By Naomi R. Rodriguez
Politics & Culture Reporter

Newlyweds Yvonne and Kaitlin Ashley-Neis take a seat during a chilly fall day. Proposition 8, a ban on same-sex marriage, passed after Nov. 4 elections, beating opponents by about 500,000 votes. The couple is disheartened but hopeful.

“I have always been into the activism part of it,” Yvonne, a UC Santa Cruz student, said. “When I wanted to get married it became real — a reality. I was invested … I was pretty sad about [Proposition 8’s outcome] but I think no one can take what we have and all those people who got married, they can’t take away what they have.”

Yvonne and Kaitlin are one of 18,000 same-sex couples who were wed after the California Supreme Court overturned Proposition 22 in May 2008.

Yvonne recalled her wedding day in June of this past summer.

“It was amazing,” she said. “We got married the first day we could, which was June 17. We went to the courthouse on Ocean [Street]. They decorated it all really pretty. They put a little altar and flowers everywhere.”

Though Yvonne and Kaitlin received their domestic partnership the previous year, Kaitlin proposed again when marriage between same-sex couples became legal.

“It felt a lot different. When you get a domestic partnership it kind of feels like getting your car registered,” said Kaitlin, who recently moved from Sacramento to be with Yvonne. “Getting married was like ‘Wow — we got married.’”

For many couples, a civil union does not measure up to a marriage that cites equal rights for all people. Proposition 8 redefined what marriage is in the California Constitution, unlike its earlier incarnation Proposition 22, which only amended the civil code.

“It’s hard because when we fill out forms like W4s we have to mark them ‘single,’ but we’re not,” Kaitlin said. “We’re married. Domestic partnerships? They don’t recognize that. If she gets sick and she dies, I don’t have a say in what to do with the remains — it goes to her parents.”

Proposition 22 won with 61 percent of the votes in 2000. It is almost identical to Proposition 8, just 14 words: “Only marriage between a man and a woman is valid or recognized in California.” Proposition 22 was overturned in a San Francisco court in 2005, but that decision was quickly overturned again.

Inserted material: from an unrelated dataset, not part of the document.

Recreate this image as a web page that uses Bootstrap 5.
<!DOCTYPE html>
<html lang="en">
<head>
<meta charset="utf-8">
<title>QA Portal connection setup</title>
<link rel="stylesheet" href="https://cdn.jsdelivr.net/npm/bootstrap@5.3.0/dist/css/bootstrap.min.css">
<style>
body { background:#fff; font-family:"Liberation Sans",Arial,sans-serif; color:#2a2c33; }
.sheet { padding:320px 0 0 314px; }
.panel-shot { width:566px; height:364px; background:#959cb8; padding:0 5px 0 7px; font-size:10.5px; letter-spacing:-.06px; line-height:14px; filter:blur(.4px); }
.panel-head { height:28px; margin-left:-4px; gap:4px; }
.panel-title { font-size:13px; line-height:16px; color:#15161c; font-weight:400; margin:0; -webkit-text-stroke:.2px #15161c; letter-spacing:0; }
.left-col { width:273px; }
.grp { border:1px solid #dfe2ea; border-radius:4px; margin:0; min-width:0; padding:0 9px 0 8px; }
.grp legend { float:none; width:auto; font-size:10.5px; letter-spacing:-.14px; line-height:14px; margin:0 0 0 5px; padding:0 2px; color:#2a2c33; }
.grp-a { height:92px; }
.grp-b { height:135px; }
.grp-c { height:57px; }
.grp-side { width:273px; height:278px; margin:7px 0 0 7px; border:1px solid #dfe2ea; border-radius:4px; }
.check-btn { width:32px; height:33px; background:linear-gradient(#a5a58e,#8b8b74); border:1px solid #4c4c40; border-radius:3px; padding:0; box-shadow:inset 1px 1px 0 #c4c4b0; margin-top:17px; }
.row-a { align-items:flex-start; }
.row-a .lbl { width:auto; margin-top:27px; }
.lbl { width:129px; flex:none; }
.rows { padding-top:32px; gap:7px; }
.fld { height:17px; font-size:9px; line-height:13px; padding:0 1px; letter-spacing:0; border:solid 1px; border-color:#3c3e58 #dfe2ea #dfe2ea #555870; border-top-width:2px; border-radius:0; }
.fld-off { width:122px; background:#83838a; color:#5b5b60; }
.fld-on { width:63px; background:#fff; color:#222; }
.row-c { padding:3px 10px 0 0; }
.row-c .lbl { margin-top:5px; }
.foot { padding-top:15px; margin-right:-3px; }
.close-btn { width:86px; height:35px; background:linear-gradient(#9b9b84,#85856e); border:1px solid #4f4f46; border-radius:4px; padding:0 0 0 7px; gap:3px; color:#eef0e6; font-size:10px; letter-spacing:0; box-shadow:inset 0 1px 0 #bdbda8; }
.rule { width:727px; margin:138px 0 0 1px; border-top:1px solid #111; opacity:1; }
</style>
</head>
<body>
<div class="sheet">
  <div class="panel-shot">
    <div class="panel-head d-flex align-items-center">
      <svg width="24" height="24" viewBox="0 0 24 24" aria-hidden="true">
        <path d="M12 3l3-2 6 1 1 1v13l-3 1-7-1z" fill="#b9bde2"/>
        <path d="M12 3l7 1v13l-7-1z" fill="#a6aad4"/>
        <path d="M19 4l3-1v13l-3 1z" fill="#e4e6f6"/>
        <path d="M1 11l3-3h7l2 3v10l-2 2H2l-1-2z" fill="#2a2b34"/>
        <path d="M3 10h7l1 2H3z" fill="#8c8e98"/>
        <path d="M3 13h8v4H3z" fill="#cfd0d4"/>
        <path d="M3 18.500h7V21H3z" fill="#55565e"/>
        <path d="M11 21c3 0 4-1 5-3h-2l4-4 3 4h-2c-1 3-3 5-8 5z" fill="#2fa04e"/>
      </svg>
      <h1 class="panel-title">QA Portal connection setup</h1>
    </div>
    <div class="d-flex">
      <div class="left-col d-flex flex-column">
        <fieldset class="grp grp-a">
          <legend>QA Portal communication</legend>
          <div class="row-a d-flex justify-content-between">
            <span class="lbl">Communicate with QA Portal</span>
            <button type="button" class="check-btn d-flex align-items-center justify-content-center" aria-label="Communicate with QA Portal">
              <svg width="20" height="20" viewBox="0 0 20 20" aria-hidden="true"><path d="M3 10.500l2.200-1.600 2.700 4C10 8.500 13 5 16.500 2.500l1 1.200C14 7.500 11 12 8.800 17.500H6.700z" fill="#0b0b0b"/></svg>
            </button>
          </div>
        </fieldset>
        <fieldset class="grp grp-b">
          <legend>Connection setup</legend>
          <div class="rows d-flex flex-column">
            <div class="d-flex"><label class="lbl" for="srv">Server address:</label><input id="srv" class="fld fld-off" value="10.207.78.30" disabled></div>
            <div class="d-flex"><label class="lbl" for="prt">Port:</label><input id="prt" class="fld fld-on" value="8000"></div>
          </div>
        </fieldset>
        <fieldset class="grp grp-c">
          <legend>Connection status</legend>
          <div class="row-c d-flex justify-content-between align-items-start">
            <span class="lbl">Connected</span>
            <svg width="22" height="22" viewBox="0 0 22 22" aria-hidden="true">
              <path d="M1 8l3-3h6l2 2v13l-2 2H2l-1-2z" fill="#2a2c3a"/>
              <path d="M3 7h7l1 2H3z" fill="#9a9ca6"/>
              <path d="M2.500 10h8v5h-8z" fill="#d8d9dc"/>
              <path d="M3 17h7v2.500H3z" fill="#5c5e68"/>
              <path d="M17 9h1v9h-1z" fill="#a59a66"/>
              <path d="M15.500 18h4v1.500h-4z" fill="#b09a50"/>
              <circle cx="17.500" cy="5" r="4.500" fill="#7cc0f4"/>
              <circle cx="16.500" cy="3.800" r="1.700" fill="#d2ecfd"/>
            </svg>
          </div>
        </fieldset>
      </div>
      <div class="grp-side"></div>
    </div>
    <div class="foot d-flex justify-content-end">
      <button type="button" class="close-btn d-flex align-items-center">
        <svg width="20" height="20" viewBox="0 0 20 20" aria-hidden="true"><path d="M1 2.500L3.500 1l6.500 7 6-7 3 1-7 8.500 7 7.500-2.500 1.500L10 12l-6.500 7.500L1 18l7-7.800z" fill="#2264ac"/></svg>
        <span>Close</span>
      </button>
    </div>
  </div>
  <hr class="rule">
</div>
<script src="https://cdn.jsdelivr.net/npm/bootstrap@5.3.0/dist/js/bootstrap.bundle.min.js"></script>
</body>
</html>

The California Supreme Court overturned that ruling in May 2008, once again allowing gay marriage, but Proposition 8 amended the state constitution to disallow the marriages.

Former San Francisco Superior Court Judge Richard A. Kramer was the bellwether of this case.

“I was the first judge that dealt with it, and I held it unconstitutional based on equal protection and substantive due process grounds,” said Kramer, who overturned Proposition 22 in March 2005. “I went to a court of repeal and the court of repeal reversed me 2-1, and then I went to the [California] Supreme Court and the Supreme Court reinstated what I did 4-3 … It took a lot of work and a lot of thought.”

Now that Proposition 8 has changed the constitution, the battle for same-sex rights may have to go to the national court level. Three lawsuits have already been filed against the proposition in San Francisco. California Chief Justice Ronald M. George declined to comment due to the recent litigations.

Yvonne and Kaitlin want to have children some day. Yvonne is working toward a degree in politics, and they both hope to move to San Francisco after she gets out of school.

“I think it’s great that they want to give us all the same rights, but I think it sucks that they want to call it something else, like we’re second-class citizens.” Yvonne said. “I think you should be proud of who you are and not let other people bring you down. You shouldn’t give up, especially if you’re married already.”